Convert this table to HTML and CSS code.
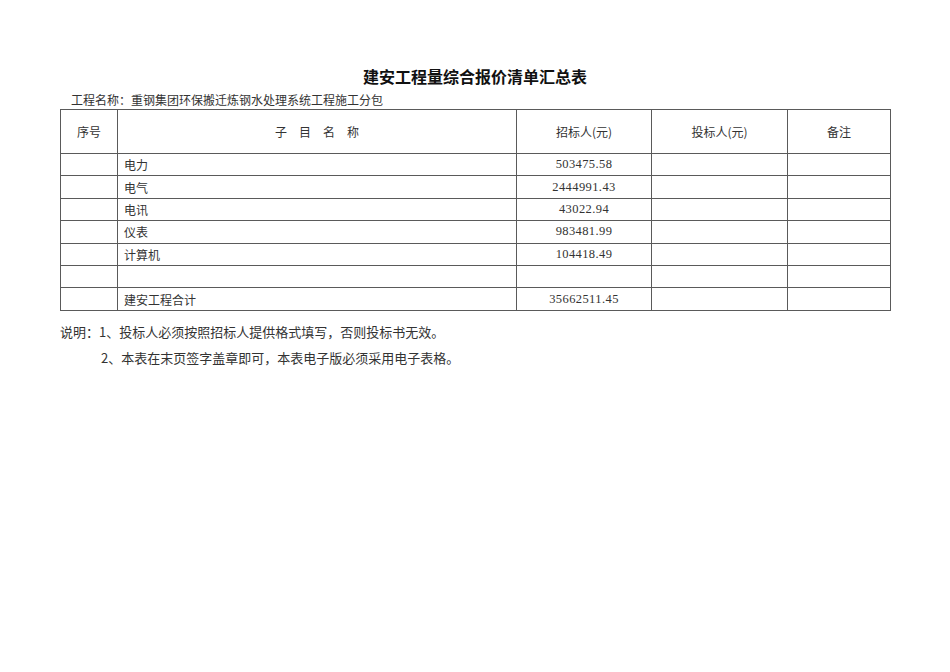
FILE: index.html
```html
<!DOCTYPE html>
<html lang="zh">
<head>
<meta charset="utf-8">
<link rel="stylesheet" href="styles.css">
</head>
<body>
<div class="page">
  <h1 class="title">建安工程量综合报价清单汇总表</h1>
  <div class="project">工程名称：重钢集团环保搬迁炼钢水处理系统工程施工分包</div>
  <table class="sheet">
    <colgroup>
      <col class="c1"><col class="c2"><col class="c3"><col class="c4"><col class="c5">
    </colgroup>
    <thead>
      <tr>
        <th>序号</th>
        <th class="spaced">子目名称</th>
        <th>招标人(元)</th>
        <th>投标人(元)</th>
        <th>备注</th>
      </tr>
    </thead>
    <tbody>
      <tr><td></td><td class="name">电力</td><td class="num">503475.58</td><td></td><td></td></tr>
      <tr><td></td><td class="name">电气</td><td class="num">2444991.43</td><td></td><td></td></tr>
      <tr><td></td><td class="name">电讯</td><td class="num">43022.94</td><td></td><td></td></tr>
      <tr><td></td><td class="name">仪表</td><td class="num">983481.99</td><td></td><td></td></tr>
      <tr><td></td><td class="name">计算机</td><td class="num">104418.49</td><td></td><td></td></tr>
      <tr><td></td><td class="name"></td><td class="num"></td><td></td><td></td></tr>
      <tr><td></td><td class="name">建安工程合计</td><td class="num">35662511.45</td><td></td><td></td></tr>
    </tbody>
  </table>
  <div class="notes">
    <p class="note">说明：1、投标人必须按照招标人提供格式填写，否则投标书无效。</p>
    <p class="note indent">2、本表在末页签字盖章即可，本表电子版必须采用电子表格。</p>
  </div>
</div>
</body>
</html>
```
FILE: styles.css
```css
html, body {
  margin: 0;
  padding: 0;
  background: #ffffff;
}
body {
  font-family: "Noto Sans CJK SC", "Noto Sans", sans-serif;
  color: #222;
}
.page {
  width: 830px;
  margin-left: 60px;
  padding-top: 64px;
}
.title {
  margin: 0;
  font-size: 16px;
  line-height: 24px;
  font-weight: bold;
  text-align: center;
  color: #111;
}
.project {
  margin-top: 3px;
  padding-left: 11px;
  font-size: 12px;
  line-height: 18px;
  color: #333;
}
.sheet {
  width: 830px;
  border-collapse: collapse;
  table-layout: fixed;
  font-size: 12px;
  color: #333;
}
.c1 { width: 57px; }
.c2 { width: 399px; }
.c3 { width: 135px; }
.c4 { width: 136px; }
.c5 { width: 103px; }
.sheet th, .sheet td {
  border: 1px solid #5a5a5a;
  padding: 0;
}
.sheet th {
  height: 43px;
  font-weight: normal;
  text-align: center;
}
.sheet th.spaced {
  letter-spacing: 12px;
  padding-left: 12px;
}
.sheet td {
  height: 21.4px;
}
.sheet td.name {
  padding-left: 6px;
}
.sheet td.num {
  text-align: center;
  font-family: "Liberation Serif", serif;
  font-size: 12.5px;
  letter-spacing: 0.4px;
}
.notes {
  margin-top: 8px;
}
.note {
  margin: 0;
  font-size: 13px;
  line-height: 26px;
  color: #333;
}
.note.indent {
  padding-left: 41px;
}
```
-------------------------
◆ WHAT IS REQUIRED ◆
Drop the images and repeat the data exactly.

◆ RESPONSE TO THE TASK ◆
Convert this table to HTML and CSS code.
FILE: index.html
```html
<!DOCTYPE html>
<html lang="zh">
<head>
<meta charset="utf-8">
<link rel="stylesheet" href="styles.css">
</head>
<body>
<div class="page">
  <h1 class="title">建安工程量综合报价清单汇总表</h1>
  <div class="project">工程名称：重钢集团环保搬迁炼钢水处理系统工程施工分包</div>
  <table class="sheet">
    <colgroup>
      <col class="c1"><col class="c2"><col class="c3"><col class="c4"><col class="c5">
    </colgroup>
    <thead>
      <tr>
        <th>序号</th>
        <th class="spaced">子目名称</th>
        <th>招标人(元)</th>
        <th>投标人(元)</th>
        <th>备注</th>
      </tr>
    </thead>
    <tbody>
      <tr><td></td><td class="name">电力</td><td class="num">503475.58</td><td></td><td></td></tr>
      <tr><td></td><td class="name">电气</td><td class="num">2444991.43</td><td></td><td></td></tr>
      <tr><td></td><td class="name">电讯</td><td class="num">43022.94</td><td></td><td></td></tr>
      <tr><td></td><td class="name">仪表</td><td class="num">983481.99</td><td></td><td></td></tr>
      <tr><td></td><td class="name">计算机</td><td class="num">104418.49</td><td></td><td></td></tr>
      <tr><td></td><td class="name"></td><td class="num"></td><td></td><td></td></tr>
      <tr><td></td><td class="name">建安工程合计</td><td class="num">35662511.45</td><td></td><td></td></tr>
    </tbody>
  </table>
  <div class="notes">
    <p class="note">说明：1、投标人必须按照招标人提供格式填写，否则投标书无效。</p>
    <p class="note indent">2、本表在末页签字盖章即可，本表电子版必须采用电子表格。</p>
  </div>
</div>
</body>
</html>
```
FILE: styles.css
```css
html, body {
  margin: 0;
  padding: 0;
  background: #ffffff;
}
body {
  font-family: "Noto Sans CJK SC", "Noto Sans", sans-serif;
  color: #222;
}
.page {
  width: 830px;
  margin-left: 60px;
  padding-top: 64px;
}
.title {
  margin: 0;
  font-size: 16px;
  line-height: 24px;
  font-weight: bold;
  text-align: center;
  color: #111;
}
.project {
  margin-top: 3px;
  padding-left: 11px;
  font-size: 12px;
  line-height: 18px;
  color: #333;
}
.sheet {
  width: 830px;
  border-collapse: collapse;
  table-layout: fixed;
  font-size: 12px;
  color: #333;
}
.c1 { width: 57px; }
.c2 { width: 399px; }
.c3 { width: 135px; }
.c4 { width: 136px; }
.c5 { width: 103px; }
.sheet th, .sheet td {
  border: 1px solid #5a5a5a;
  padding: 0;
}
.sheet th {
  height: 43px;
  font-weight: normal;
  text-align: center;
}
.sheet th.spaced {
  letter-spacing: 12px;
  padding-left: 12px;
}
.sheet td {
  height: 21.4px;
}
.sheet td.name {
  padding-left: 6px;
}
.sheet td.num {
  text-align: center;
  font-family: "Liberation Serif", serif;
  font-size: 12.5px;
  letter-spacing: 0.4px;
}
.notes {
  margin-top: 8px;
}
.note {
  margin: 0;
  font-size: 13px;
  line-height: 26px;
  color: #333;
}
.note.indent {
  padding-left: 41px;
}
```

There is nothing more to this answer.